Ronald L. Holt, Esq.
Bryan Cave LLP
3500 One Kansas City Place
1200 Main Street
Kansas City, MO 64105

Pamela Gault, Esq.
Office of the General Counsel
U.S. Department of Education
600 Independence Avenue, S.W.
Washington, D.C. 20202-2110

                        


Footnote: 1    1This termination action is governed by 34 C.F.R. § 668.90(a)(3).
Footnote: 2    2See, e.g., 34 C.F.R. § 668.17(b)(1), (2), and (3).
Footnote: 3    3IJC also questions proper notice because the initial October 23, 1997, notice to terminate was based on the FY 1994 CDR. According to SFAP, this CDR was at that time the most recent CDR because the FY 1995 CDR was not released until November 5, 1997, several weeks after the notice to terminate was sent. Further, SFAP correctly states that a termination may be brought on any year's CDR. 34 C.F.R. § 668.17(a)(2).
Footnote: 4    4This tribunal has spoken, in various decisions, on Title IV termination based on CDR's that exceed 40 percent. In re Academy for Career Services, Dkt. No. 97-124-ST, U.S. Dept. of Educ. (Feb. 20, 1998); In re Trend Beauty College, Dkt. No. 97-173-ST, U.S. Dept. of Educ. (April 28, 1998) (stating that despite compelling explanations for an excessive cohort default rate the institution must be terminated if the final CDR is above 40 percent); In re Alladdin Beauty College # 32, Dkt. No. 97-108-ST, U.S. Dept. of Educ. (Dec. 15, 1997) (noting that the only appeal option for a “final” CDR is internal to SFAP, and review is not conducted by a disinterested third party, such as a hearing official, within the Department); In re Palm Beach Beauty & Barber School, Dkt. No. 97-102-ST, U.S. Dept. of Educ. (Oct. 23, 1997) (reiterating the unforgiving CDR which requires termination, and the hearing officials lack of authority to review mitigating circumstances); In re Cannella Schools of Hair Design, Dkt. No. 95-141-ST, U.S. Dept. of Educ. (March 20, 1997).
Footnote: 5    5IJC also argues that governmental authority, from sources outside of the Department of Education, provides that individuals must be given notice of their legal rights in their native language. As already discussed in this decision, there has not been a violation of notice in this case. Analogously, Department of Defense and Immigration and Naturalization Service regulations govern early communication which may in some instances be the first communication between the individual and the governmental body. In the present case, the borrower had already been advised in Spanish by the school's financial aid office and had participated in entrance and exit interviews conducted by Spanish speaking personnel.
Footnote: 6    6The issue in the ACT case focused on whether preclaims assistance is considered “performed” if it is done at a time when although technically performed, the student could not have been prevented, at that late time, from defaulting on the loan or from being included in the school's CDR. From this set of facts, IJC broadly applies the standard of purpose and function of loan servicing to include native language issues. The school's point is that like preclaims assistance, when servicing is not done in the native language, the purpose of its function is unrealized and therefore ineffective. In the realm of preclaims assistance, the ACT court ruled that the Secretary, based on the facts before it, cannot consider the element of preclaims assistance to have been performed. The court did not speak on the applicability of this standard to native language servicing.

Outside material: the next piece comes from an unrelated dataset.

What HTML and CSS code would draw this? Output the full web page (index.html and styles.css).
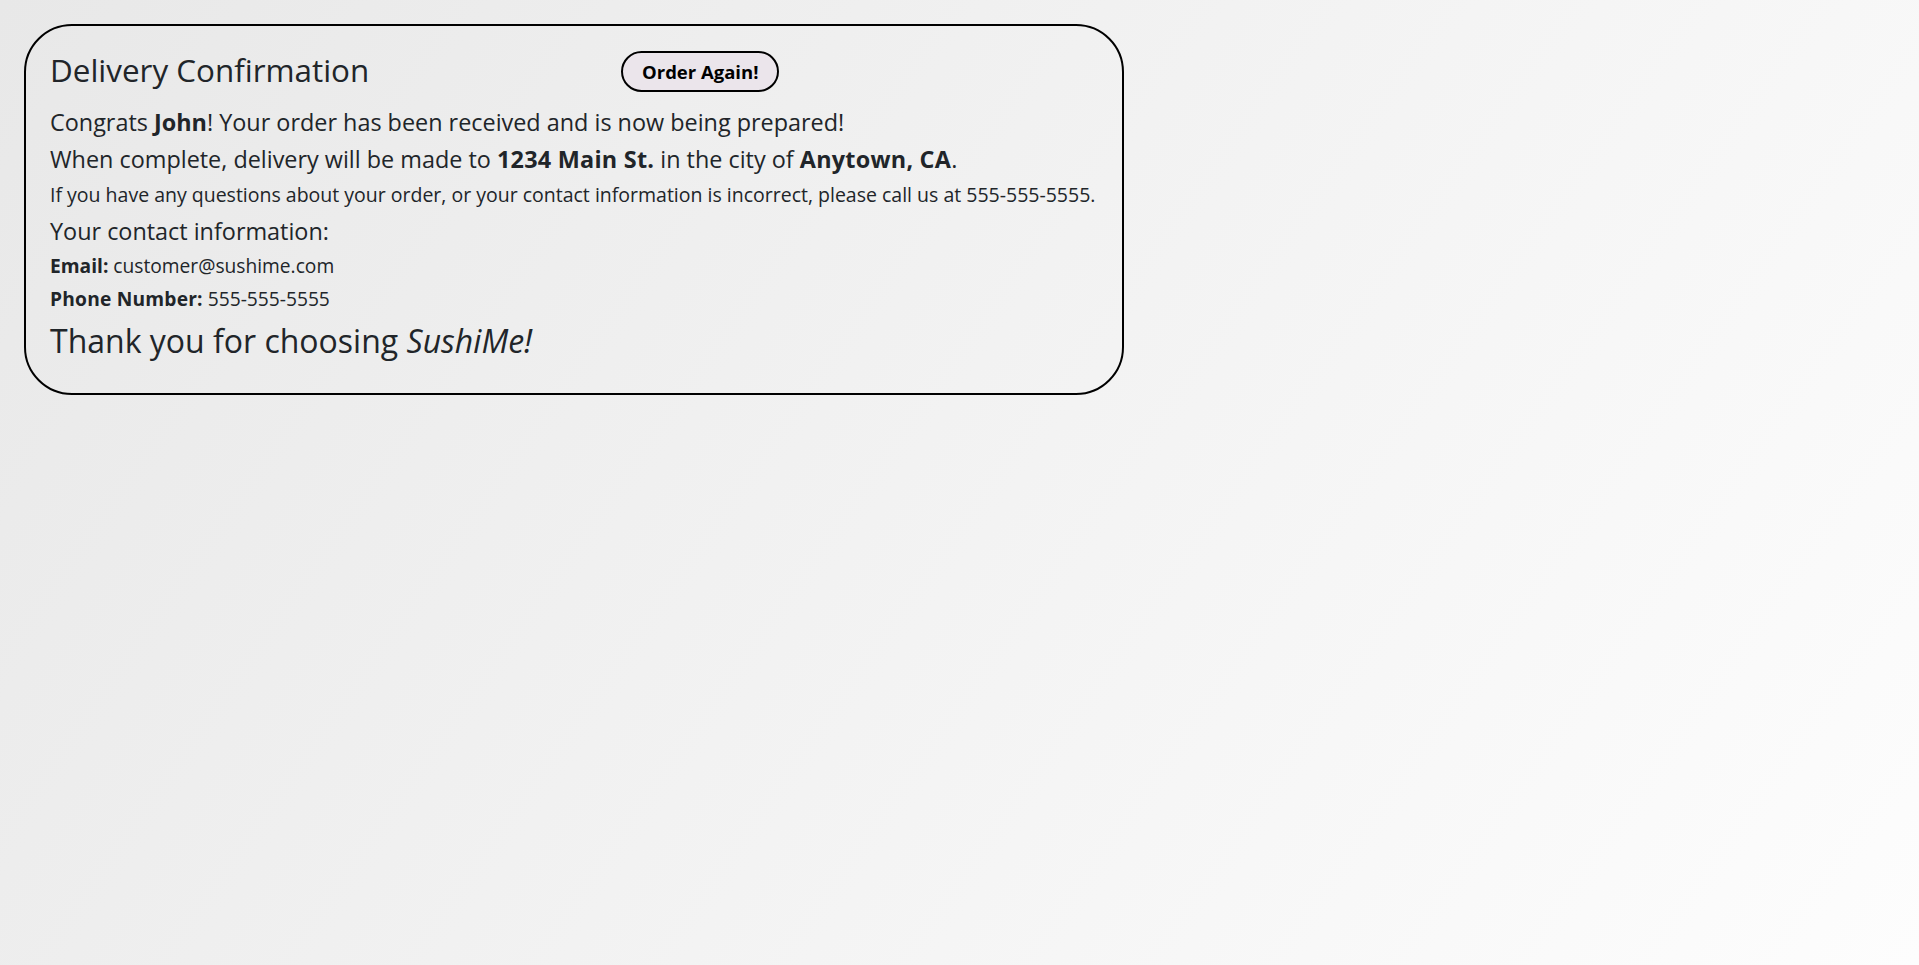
FILE: index.html
```html
<!DOCTYPE html>
<html lang="en">
<head>
<meta charset="utf-8">
<title>Delivery Confirmation</title>
<link rel="stylesheet" href="styles.css">
</head>
<body>
<main class="page">
  <section class="card">
    <div class="card-head">
      <h2 class="title">Delivery Confirmation</h2>
      <button class="btn-again" type="button">Order Again!</button>
    </div>
    <h4 class="lead m1">Congrats <b>John</b>! Your order has been received and is now being prepared!</h4>
    <h4 class="lead m2">When complete, delivery will be made to <b>1234 Main St.</b> in the city of <b>Anytown, CA</b>.</h4>
    <h5 class="note">If you have any questions about your order, or your contact information is incorrect, please call us at 555-555-5555.</h5>
    <h4 class="lead m3">Your contact information:</h4>
    <p class="info i1"><b>Email:</b> customer@sushime.com</p>
    <p class="info i2"><b>Phone Number:</b> 555-555-5555</p>
    <h2 class="thanks">Thank you for choosing <i>SushiMe!</i></h2>
  </section>
</main>
</body>
</html>
```
FILE: styles.css
```css
html {
  min-height: 100%;
  background: linear-gradient(125deg, #e8e8e8 0%, #fdfdfd 100%);
}
body {
  margin: 0;
  font-family: "Open Sans", "Noto Sans", sans-serif;
  color: #212529;
}
.page {
  padding: 24px;
}
.card {
  box-sizing: border-box;
  width: 1100px;
  border: 2px solid #000;
  border-radius: 48px;
  padding: 24px;
}
.card-head {
  display: flex;
  align-items: flex-start;
  margin-bottom: 15.5px;
}
.title {
  width: 571px;
  margin: 1px 0 0;
  font-size: 31.4px;
  font-weight: 400;
  line-height: 1.2;
}
.btn-again {
  margin-top: 1px;
  height: 41px;
  padding: 0 19px;
  border: 2px solid #000;
  border-radius: 21px;
  background: #ebe5eb;
  color: #000;
  font-family: "Open Sans", sans-serif;
  font-size: 18.5px;
  font-weight: 700;
}
.lead {
  margin: 0 0 9px;
  font-size: 23.4px;
  font-weight: 400;
  line-height: 1.2;
}
.m2 { margin-bottom: 10px; }
.m2 b { letter-spacing: 0.25px; }
.m3 { margin-bottom: 7px; }
.note {
  margin: 0 0 11px;
  font-size: 19.5px;
  font-weight: 400;
  line-height: 1.2;
}
.info {
  margin: 0;
  font-size: 19.2px;
  line-height: 1.5;
}
.i1 { margin-bottom: 4.5px; }
.i2 { margin-bottom: 7.5px; }
.i2 b { letter-spacing: 0.2px; }
.thanks {
  margin: 0 0 9px;
  font-size: 32px;
  font-weight: 400;
  line-height: 1.2;
}
b { font-weight: 700; }
```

Footnote: 7    7On June 26, 1998, IJC submitted a motion of leave to supplement the record with CDR information on Puerto Rican institutions for FY 1988 through FY 1995. The motion is granted. After reviewing this material, however, more questions were raised than answered, and the final outcome of this decision was not altered. IJC notes that there has been a steady increase in Puerto Rico's CDR's since FY 1991. But this information seems to indicate that some Puerto Rican schools experienced this CDR increase prior to the loan servicing change from local agencies to those based in the mainland U.S. This causes one to question the relation between loan servicers and the high default rates.